Gather each line of the entries below that includes "this".

* _INPUT ROWS_
---------------

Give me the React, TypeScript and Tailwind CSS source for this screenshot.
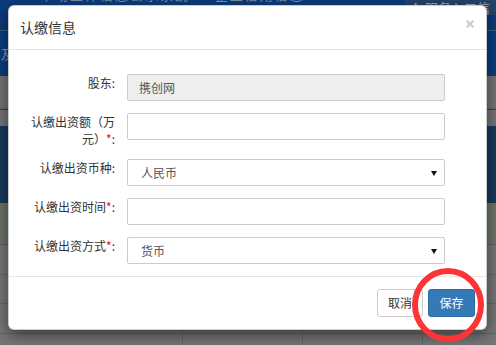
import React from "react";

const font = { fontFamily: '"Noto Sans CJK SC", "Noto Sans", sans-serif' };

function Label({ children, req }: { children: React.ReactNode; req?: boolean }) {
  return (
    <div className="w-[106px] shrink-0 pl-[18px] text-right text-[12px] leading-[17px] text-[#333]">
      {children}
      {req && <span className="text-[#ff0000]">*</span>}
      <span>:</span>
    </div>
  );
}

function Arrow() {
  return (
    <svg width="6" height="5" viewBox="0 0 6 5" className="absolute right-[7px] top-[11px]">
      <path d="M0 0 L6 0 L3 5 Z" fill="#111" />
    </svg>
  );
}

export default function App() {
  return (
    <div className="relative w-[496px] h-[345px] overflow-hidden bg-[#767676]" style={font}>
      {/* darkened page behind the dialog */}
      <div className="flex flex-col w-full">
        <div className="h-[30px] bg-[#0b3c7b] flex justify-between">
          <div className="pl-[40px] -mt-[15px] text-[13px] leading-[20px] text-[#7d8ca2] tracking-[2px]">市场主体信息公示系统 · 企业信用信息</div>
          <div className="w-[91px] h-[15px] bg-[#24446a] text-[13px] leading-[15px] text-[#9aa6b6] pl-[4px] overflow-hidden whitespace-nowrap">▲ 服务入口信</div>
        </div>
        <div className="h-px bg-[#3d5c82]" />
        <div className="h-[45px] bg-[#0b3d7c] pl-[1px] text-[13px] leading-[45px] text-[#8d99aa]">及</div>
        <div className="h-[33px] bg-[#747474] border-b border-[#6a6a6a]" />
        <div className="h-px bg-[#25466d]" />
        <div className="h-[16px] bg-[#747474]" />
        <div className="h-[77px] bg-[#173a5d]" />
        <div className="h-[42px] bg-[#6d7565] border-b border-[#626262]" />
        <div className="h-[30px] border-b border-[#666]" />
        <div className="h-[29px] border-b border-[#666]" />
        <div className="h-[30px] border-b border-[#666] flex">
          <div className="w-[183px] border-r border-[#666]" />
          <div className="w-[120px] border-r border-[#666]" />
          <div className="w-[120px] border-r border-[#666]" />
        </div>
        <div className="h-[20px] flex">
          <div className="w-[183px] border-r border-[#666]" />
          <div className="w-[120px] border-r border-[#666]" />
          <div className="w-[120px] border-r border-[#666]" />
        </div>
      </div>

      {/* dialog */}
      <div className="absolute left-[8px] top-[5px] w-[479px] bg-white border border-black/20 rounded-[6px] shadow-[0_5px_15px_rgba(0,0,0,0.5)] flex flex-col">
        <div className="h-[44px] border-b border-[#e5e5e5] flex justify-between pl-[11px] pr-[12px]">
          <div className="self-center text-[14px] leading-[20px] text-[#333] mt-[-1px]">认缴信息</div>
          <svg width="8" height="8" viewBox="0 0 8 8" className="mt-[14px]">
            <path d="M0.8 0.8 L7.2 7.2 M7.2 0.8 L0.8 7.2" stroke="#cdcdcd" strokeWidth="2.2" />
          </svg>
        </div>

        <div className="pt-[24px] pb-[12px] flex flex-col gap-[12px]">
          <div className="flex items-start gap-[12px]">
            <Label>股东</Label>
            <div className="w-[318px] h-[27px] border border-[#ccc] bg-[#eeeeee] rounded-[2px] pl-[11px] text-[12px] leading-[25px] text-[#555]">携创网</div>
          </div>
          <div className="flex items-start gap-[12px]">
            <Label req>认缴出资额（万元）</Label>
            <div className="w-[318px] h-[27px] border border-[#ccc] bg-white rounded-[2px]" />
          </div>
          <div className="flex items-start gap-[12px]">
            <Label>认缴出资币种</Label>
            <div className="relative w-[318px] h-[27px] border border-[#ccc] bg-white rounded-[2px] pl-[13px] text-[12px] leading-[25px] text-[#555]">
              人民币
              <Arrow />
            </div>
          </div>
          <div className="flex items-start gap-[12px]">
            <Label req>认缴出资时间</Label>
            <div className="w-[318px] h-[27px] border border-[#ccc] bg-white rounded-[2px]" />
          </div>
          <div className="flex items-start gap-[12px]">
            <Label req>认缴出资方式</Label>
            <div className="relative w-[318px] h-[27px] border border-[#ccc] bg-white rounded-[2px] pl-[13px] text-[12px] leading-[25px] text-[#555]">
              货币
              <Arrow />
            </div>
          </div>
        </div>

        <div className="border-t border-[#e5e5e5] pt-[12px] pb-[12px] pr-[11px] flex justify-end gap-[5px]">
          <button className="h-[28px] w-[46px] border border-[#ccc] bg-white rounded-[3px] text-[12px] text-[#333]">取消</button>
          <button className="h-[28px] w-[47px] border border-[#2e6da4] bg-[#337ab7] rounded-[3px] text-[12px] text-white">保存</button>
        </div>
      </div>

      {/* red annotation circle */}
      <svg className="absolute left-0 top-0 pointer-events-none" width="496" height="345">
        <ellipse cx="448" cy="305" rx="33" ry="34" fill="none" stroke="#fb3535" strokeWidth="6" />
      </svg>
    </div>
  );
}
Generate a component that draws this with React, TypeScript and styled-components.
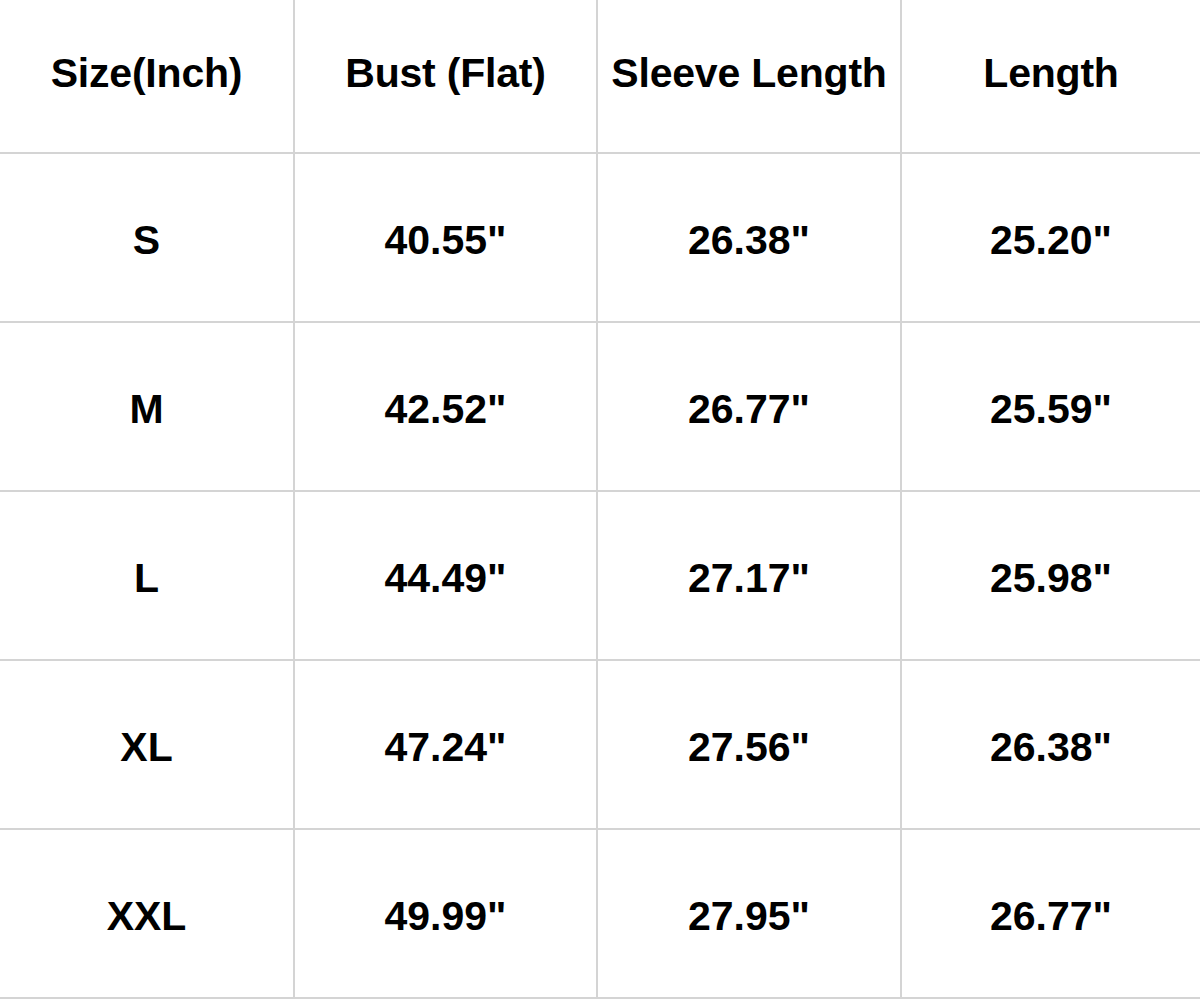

---------------

* _REPLY TO THE EXERCISE_
Give me the React, TypeScript and Tailwind CSS source for this screenshot.
Generate a component that draws this with React, TypeScript and styled-components.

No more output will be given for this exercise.